**WORK REQUIRED**
Return the material word for word. Do not include the pictures.

**SOURCE MATERIAL**
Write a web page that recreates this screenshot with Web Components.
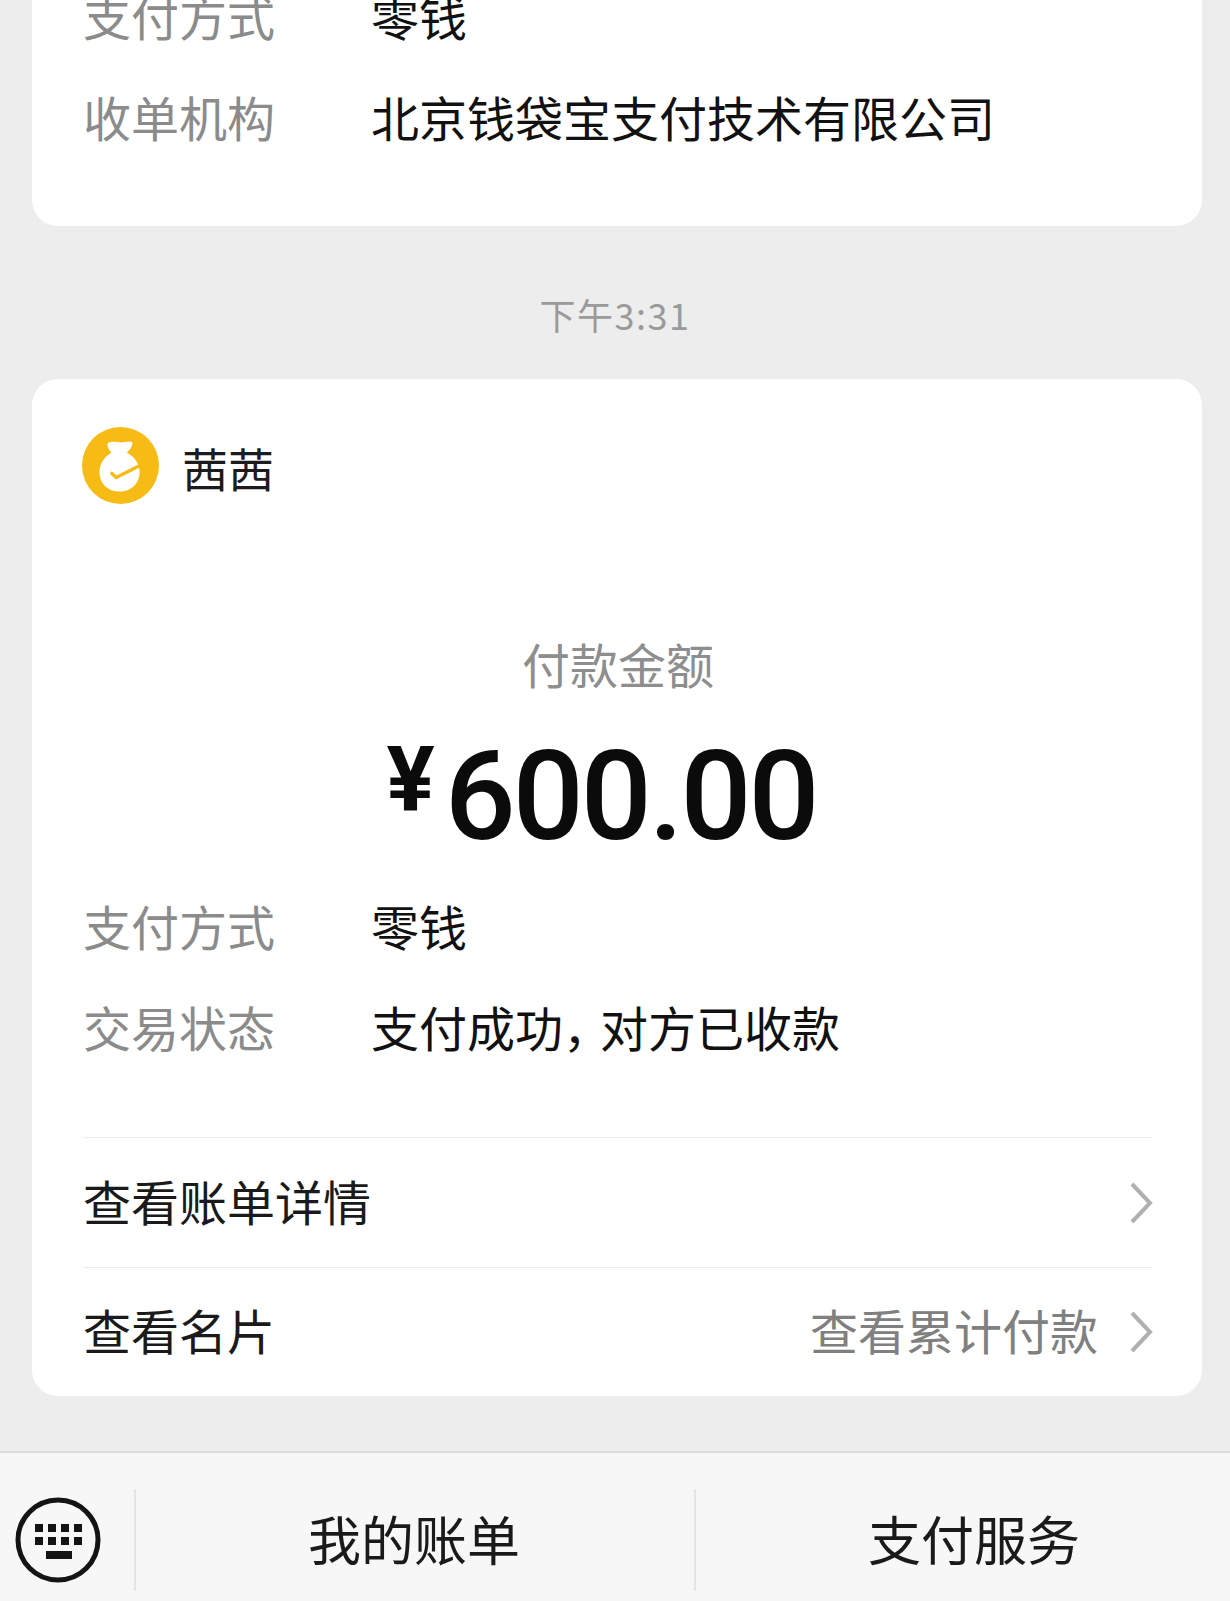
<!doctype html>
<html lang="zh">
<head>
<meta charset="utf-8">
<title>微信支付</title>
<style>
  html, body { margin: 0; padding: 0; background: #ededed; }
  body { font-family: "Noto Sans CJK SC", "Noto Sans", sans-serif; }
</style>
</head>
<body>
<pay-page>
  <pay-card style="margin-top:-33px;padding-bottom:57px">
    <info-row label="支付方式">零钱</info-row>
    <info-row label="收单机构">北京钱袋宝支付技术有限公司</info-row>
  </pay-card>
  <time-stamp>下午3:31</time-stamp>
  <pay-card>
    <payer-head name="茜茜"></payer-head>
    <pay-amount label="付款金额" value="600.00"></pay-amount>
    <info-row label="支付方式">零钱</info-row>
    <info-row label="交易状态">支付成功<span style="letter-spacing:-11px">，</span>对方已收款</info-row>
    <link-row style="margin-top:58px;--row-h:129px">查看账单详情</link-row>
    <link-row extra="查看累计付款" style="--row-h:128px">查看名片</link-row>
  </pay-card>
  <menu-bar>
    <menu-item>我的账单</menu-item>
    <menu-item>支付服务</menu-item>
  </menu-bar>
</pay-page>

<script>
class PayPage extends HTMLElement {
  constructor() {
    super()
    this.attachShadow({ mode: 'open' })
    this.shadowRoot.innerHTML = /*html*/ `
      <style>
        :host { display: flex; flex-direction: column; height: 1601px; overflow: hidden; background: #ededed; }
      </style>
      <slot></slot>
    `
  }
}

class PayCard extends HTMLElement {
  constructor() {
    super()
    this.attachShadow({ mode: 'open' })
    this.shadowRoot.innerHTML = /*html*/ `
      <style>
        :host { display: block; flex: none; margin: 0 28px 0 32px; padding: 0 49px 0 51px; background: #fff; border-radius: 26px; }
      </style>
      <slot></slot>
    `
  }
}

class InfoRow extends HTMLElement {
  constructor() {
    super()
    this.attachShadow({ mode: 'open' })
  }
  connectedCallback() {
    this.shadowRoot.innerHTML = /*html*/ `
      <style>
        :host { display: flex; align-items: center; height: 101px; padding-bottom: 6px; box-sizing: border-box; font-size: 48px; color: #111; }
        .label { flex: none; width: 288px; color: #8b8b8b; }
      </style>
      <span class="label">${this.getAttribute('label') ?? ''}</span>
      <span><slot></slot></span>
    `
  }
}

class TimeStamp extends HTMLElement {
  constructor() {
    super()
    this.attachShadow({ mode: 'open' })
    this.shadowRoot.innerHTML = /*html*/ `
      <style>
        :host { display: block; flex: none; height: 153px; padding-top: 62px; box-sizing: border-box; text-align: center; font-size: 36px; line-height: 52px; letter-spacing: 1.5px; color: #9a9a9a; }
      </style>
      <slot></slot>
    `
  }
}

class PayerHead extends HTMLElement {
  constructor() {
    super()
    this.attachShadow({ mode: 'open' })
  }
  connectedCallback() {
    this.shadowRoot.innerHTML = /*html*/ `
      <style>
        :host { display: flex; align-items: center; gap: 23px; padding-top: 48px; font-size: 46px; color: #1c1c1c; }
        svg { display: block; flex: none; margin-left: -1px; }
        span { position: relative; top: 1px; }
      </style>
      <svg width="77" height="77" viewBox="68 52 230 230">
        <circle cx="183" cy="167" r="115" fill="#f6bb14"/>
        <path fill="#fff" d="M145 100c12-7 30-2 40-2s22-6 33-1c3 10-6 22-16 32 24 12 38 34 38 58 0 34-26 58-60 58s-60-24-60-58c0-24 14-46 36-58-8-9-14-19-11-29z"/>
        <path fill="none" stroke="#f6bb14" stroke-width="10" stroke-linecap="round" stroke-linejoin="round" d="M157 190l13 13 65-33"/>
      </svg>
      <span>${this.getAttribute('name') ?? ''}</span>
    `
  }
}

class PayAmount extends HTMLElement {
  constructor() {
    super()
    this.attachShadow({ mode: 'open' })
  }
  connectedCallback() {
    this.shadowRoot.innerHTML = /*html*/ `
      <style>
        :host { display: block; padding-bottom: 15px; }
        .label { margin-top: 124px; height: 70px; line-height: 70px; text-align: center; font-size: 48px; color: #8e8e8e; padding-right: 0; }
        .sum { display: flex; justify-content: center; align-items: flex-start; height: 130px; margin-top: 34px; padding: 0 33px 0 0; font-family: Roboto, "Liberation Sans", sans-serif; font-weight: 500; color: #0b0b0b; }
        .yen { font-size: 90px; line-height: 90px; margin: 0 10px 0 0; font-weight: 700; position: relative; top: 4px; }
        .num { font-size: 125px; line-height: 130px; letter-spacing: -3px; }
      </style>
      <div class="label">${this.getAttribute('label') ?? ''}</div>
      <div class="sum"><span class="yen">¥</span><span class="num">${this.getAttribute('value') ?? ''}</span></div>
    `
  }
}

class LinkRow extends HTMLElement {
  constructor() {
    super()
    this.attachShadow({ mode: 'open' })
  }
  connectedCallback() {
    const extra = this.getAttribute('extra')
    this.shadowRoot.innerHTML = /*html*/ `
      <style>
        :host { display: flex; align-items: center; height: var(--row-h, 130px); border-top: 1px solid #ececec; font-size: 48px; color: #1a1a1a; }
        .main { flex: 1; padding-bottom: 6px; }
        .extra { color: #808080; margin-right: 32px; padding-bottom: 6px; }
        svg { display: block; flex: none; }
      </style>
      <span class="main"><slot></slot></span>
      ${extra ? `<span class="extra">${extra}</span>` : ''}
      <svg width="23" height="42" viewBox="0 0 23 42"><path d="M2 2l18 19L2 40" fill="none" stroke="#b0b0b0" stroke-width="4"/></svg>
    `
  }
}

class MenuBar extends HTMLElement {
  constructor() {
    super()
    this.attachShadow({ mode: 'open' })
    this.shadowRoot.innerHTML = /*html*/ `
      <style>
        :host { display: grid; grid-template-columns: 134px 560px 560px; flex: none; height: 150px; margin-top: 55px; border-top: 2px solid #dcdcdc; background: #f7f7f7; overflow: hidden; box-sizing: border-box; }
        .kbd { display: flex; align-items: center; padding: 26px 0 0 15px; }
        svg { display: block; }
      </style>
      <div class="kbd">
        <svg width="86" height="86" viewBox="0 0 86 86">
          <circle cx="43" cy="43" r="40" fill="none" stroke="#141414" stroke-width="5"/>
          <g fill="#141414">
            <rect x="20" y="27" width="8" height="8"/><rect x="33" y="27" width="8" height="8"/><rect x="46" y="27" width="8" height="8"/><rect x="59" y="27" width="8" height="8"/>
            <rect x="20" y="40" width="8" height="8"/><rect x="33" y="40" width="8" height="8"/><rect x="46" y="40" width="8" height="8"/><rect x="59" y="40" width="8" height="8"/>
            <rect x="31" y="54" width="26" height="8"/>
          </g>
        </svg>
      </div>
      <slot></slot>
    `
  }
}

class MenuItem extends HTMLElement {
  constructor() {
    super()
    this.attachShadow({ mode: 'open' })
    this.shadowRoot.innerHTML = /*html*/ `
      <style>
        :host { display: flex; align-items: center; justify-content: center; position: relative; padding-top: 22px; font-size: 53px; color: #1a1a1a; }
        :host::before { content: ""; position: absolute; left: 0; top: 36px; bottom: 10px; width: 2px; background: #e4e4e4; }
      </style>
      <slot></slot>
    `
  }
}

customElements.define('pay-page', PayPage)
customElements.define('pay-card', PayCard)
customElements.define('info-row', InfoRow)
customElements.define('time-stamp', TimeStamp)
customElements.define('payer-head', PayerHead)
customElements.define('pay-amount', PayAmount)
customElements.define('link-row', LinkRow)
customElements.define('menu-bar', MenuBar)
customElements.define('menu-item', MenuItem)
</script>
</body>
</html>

**ANSWER TO THIS TASK**
Write a web page that recreates this screenshot with Web Components.
<!doctype html>
<html lang="zh">
<head>
<meta charset="utf-8">
<title>微信支付</title>
<style>
  html, body { margin: 0; padding: 0; background: #ededed; }
  body { font-family: "Noto Sans CJK SC", "Noto Sans", sans-serif; }
</style>
</head>
<body>
<pay-page>
  <pay-card style="margin-top:-33px;padding-bottom:57px">
    <info-row label="支付方式">零钱</info-row>
    <info-row label="收单机构">北京钱袋宝支付技术有限公司</info-row>
  </pay-card>
  <time-stamp>下午3:31</time-stamp>
  <pay-card>
    <payer-head name="茜茜"></payer-head>
    <pay-amount label="付款金额" value="600.00"></pay-amount>
    <info-row label="支付方式">零钱</info-row>
    <info-row label="交易状态">支付成功<span style="letter-spacing:-11px">，</span>对方已收款</info-row>
    <link-row style="margin-top:58px;--row-h:129px">查看账单详情</link-row>
    <link-row extra="查看累计付款" style="--row-h:128px">查看名片</link-row>
  </pay-card>
  <menu-bar>
    <menu-item>我的账单</menu-item>
    <menu-item>支付服务</menu-item>
  </menu-bar>
</pay-page>

<script>
class PayPage extends HTMLElement {
  constructor() {
    super()
    this.attachShadow({ mode: 'open' })
    this.shadowRoot.innerHTML = /*html*/ `
      <style>
        :host { display: flex; flex-direction: column; height: 1601px; overflow: hidden; background: #ededed; }
      </style>
      <slot></slot>
    `
  }
}

class PayCard extends HTMLElement {
  constructor() {
    super()
    this.attachShadow({ mode: 'open' })
    this.shadowRoot.innerHTML = /*html*/ `
      <style>
        :host { display: block; flex: none; margin: 0 28px 0 32px; padding: 0 49px 0 51px; background: #fff; border-radius: 26px; }
      </style>
      <slot></slot>
    `
  }
}

class InfoRow extends HTMLElement {
  constructor() {
    super()
    this.attachShadow({ mode: 'open' })
  }
  connectedCallback() {
    this.shadowRoot.innerHTML = /*html*/ `
      <style>
        :host { display: flex; align-items: center; height: 101px; padding-bottom: 6px; box-sizing: border-box; font-size: 48px; color: #111; }
        .label { flex: none; width: 288px; color: #8b8b8b; }
      </style>
      <span class="label">${this.getAttribute('label') ?? ''}</span>
      <span><slot></slot></span>
    `
  }
}

class TimeStamp extends HTMLElement {
  constructor() {
    super()
    this.attachShadow({ mode: 'open' })
    this.shadowRoot.innerHTML = /*html*/ `
      <style>
        :host { display: block; flex: none; height: 153px; padding-top: 62px; box-sizing: border-box; text-align: center; font-size: 36px; line-height: 52px; letter-spacing: 1.5px; color: #9a9a9a; }
      </style>
      <slot></slot>
    `
  }
}

class PayerHead extends HTMLElement {
  constructor() {
    super()
    this.attachShadow({ mode: 'open' })
  }
  connectedCallback() {
    this.shadowRoot.innerHTML = /*html*/ `
      <style>
        :host { display: flex; align-items: center; gap: 23px; padding-top: 48px; font-size: 46px; color: #1c1c1c; }
        svg { display: block; flex: none; margin-left: -1px; }
        span { position: relative; top: 1px; }
      </style>
      <svg width="77" height="77" viewBox="68 52 230 230">
        <circle cx="183" cy="167" r="115" fill="#f6bb14"/>
        <path fill="#fff" d="M145 100c12-7 30-2 40-2s22-6 33-1c3 10-6 22-16 32 24 12 38 34 38 58 0 34-26 58-60 58s-60-24-60-58c0-24 14-46 36-58-8-9-14-19-11-29z"/>
        <path fill="none" stroke="#f6bb14" stroke-width="10" stroke-linecap="round" stroke-linejoin="round" d="M157 190l13 13 65-33"/>
      </svg>
      <span>${this.getAttribute('name') ?? ''}</span>
    `
  }
}

class PayAmount extends HTMLElement {
  constructor() {
    super()
    this.attachShadow({ mode: 'open' })
  }
  connectedCallback() {
    this.shadowRoot.innerHTML = /*html*/ `
      <style>
        :host { display: block; padding-bottom: 15px; }
        .label { margin-top: 124px; height: 70px; line-height: 70px; text-align: center; font-size: 48px; color: #8e8e8e; padding-right: 0; }
        .sum { display: flex; justify-content: center; align-items: flex-start; height: 130px; margin-top: 34px; padding: 0 33px 0 0; font-family: Roboto, "Liberation Sans", sans-serif; font-weight: 500; color: #0b0b0b; }
        .yen { font-size: 90px; line-height: 90px; margin: 0 10px 0 0; font-weight: 700; position: relative; top: 4px; }
        .num { font-size: 125px; line-height: 130px; letter-spacing: -3px; }
      </style>
      <div class="label">${this.getAttribute('label') ?? ''}</div>
      <div class="sum"><span class="yen">¥</span><span class="num">${this.getAttribute('value') ?? ''}</span></div>
    `
  }
}

class LinkRow extends HTMLElement {
  constructor() {
    super()
    this.attachShadow({ mode: 'open' })
  }
  connectedCallback() {
    const extra = this.getAttribute('extra')
    this.shadowRoot.innerHTML = /*html*/ `
      <style>
        :host { display: flex; align-items: center; height: var(--row-h, 130px); border-top: 1px solid #ececec; font-size: 48px; color: #1a1a1a; }
        .main { flex: 1; padding-bottom: 6px; }
        .extra { color: #808080; margin-right: 32px; padding-bottom: 6px; }
        svg { display: block; flex: none; }
      </style>
      <span class="main"><slot></slot></span>
      ${extra ? `<span class="extra">${extra}</span>` : ''}
      <svg width="23" height="42" viewBox="0 0 23 42"><path d="M2 2l18 19L2 40" fill="none" stroke="#b0b0b0" stroke-width="4"/></svg>
    `
  }
}

class MenuBar extends HTMLElement {
  constructor() {
    super()
    this.attachShadow({ mode: 'open' })
    this.shadowRoot.innerHTML = /*html*/ `
      <style>
        :host { display: grid; grid-template-columns: 134px 560px 560px; flex: none; height: 150px; margin-top: 55px; border-top: 2px solid #dcdcdc; background: #f7f7f7; overflow: hidden; box-sizing: border-box; }
        .kbd { display: flex; align-items: center; padding: 26px 0 0 15px; }
        svg { display: block; }
      </style>
      <div class="kbd">
        <svg width="86" height="86" viewBox="0 0 86 86">
          <circle cx="43" cy="43" r="40" fill="none" stroke="#141414" stroke-width="5"/>
          <g fill="#141414">
            <rect x="20" y="27" width="8" height="8"/><rect x="33" y="27" width="8" height="8"/><rect x="46" y="27" width="8" height="8"/><rect x="59" y="27" width="8" height="8"/>
            <rect x="20" y="40" width="8" height="8"/><rect x="33" y="40" width="8" height="8"/><rect x="46" y="40" width="8" height="8"/><rect x="59" y="40" width="8" height="8"/>
            <rect x="31" y="54" width="26" height="8"/>
          </g>
        </svg>
      </div>
      <slot></slot>
    `
  }
}

class MenuItem extends HTMLElement {
  constructor() {
    super()
    this.attachShadow({ mode: 'open' })
    this.shadowRoot.innerHTML = /*html*/ `
      <style>
        :host { display: flex; align-items: center; justify-content: center; position: relative; padding-top: 22px; font-size: 53px; color: #1a1a1a; }
        :host::before { content: ""; position: absolute; left: 0; top: 36px; bottom: 10px; width: 2px; background: #e4e4e4; }
      </style>
      <slot></slot>
    `
  }
}

customElements.define('pay-page', PayPage)
customElements.define('pay-card', PayCard)
customElements.define('info-row', InfoRow)
customElements.define('time-stamp', TimeStamp)
customElements.define('payer-head', PayerHead)
customElements.define('pay-amount', PayAmount)
customElements.define('link-row', LinkRow)
customElements.define('menu-bar', MenuBar)
customElements.define('menu-item', MenuItem)
</script>
</body>
</html>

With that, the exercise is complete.